AUTHOR=Harkness Rachael , Frangi Alejandro F. , Zucker Kieran , Ravikumar Nishant TITLE=Multi-centre benchmarking of deep learning models for COVID-19 detection in chest x-rays JOURNAL=Frontiers in Radiology VOLUME=4 YEAR=2024 URL=https://www.frontiersin.org/journals/radiology/articles/10.3389/fradi.2024.1386906 DOI=10.3389/fradi.2024.1386906 ISSN=2673-8740 ABSTRACT=Introduction

This study is a retrospective evaluation of the performance of deep learning models that were developed for the detection of COVID-19 from chest x-rays, undertaken with the goal of assessing the suitability of such systems as clinical decision support tools.

Methods

Models were trained on the National COVID-19 Chest Imaging Database (NCCID), a UK-wide multi-centre dataset from 26 different NHS hospitals and evaluated on independent multi-national clinical datasets. The evaluation considers clinical and technical contributors to model error and potential model bias. Model predictions are examined for spurious feature correlations using techniques for explainable prediction.

Results

Models performed adequately on NHS populations, with performance comparable to radiologists, but generalised poorly to international populations.
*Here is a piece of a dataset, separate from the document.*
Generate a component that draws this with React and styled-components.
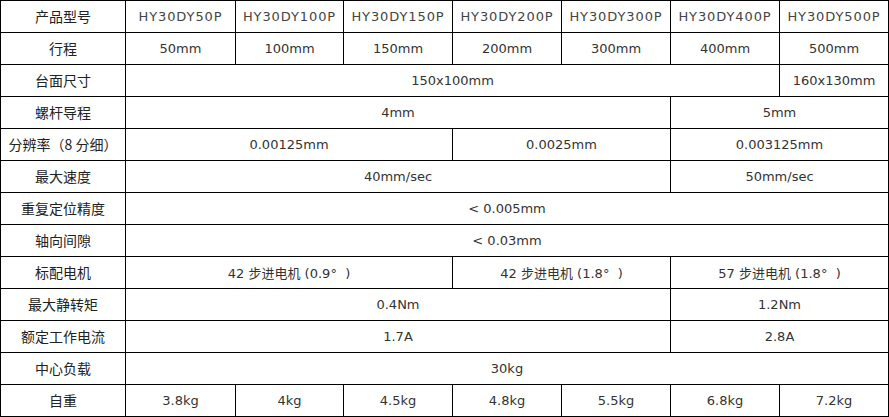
import React from 'react';
import styled, { createGlobalStyle } from 'styled-components';

const GlobalStyle = createGlobalStyle`
  html, body {
    margin: 0;
    padding: 0;
    background: #fff;
  }
`

const Table = styled.div`
  display: grid;
  grid-template-columns: 125px 110px 108px 109px 109px 109px 109px 109px;
  grid-auto-rows: 32px;
  width: 889px;
  box-sizing: border-box;
  border-left: 1px solid #000;
  border-top: 1px solid #000;
  font-family: "DejaVu Sans", "Noto Sans CJK SC", sans-serif;
  font-size: 13px;
  color: #333;
`

const Cell = styled.div`
  grid-column: span ${p => p.span || 1};
  display: flex;
  align-items: center;
  justify-content: center;
  box-sizing: border-box;
  border-right: 1px solid #000;
  border-bottom: 1px solid #000;
  white-space: pre;
  padding-bottom: 1px;
`

const HeadCell = styled(Cell)`
  color: #444;
  letter-spacing: 0.9px;
`

const Label = styled(Cell)`
  font-family: "Noto Sans CJK SC", sans-serif;
  font-size: 14px;
  color: #222;
`

const Cjk = styled.span`
  font-family: "Noto Sans CJK SC", sans-serif;
  font-size: 13px;
`

const Motor = ({ size, angle }) => (
  <span>{size} <Cjk>步进电机</Cjk> ({angle}°  )</span>
)

const models = ['HY30DY50P', 'HY30DY100P', 'HY30DY150P', 'HY30DY200P', 'HY30DY300P', 'HY30DY400P', 'HY30DY500P']

const rows = [
  ['行程', [['50mm'], ['100mm'], ['150mm'], ['200mm'], ['300mm'], ['400mm'], ['500mm']]],
  ['台面尺寸', [['150x100mm', 6], ['160x130mm']]],
  ['螺杆导程', [['4mm', 5], ['5mm', 2]]],
  ['分辨率（8 分细）', [['0.00125mm', 3], ['0.0025mm', 2], ['0.003125mm', 2]]],
  ['最大速度', [['40mm/sec', 5], ['50mm/sec', 2]]],
  ['重复定位精度', [['< 0.005mm', 7]]],
  ['轴向间隙', [['< 0.03mm', 7]]],
  ['标配电机', [[<Motor size="42" angle="0.9" />, 3], [<Motor size="42" angle="1.8" />, 2], [<Motor size="57" angle="1.8" />, 2]]],
  ['最大静转矩', [['0.4Nm', 5], ['1.2Nm', 2]]],
  ['额定工作电流', [['1.7A', 5], ['2.8A', 2]]],
  ['中心负载', [['30kg', 7]]],
  ['自重', [['3.8kg'], ['4kg'], ['4.5kg'], ['4.8kg'], ['5.5kg'], ['6.8kg'], ['7.2kg']]],
]

export default function App() {
  return (
    <>
      <GlobalStyle />
      <Table>
        <Label>产品型号</Label>
        {models.map(m => <HeadCell key={m}>{m}</HeadCell>)}
        {rows.map(([label, cells], i) => (
          <React.Fragment key={i}>
            <Label>{label}</Label>
            {cells.map(([value, span], j) => (
              <Cell key={j} span={span}>{value}</Cell>
            ))}
          </React.Fragment>
        ))}
      </Table>
    </>
  )
}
Models performed better in males than females, and performance varied across age groups. Alarmingly, models routinely failed when applied to complex clinical cases with confounding pathologies and when applied to radiologist defined “mild” cases.

Discussion

This comprehensive benchmarking study examines the pitfalls in current practices that have led to impractical model development. Key findings highlight the need for clinician involvement at all stages of model development, from data curation and label definition, to model evaluation, to ensure that all clinical factors and disease features are appropriately considered during model design. This is imperative to ensure automated approaches developed for disease detection are fit-for-purpose in a clinical setting.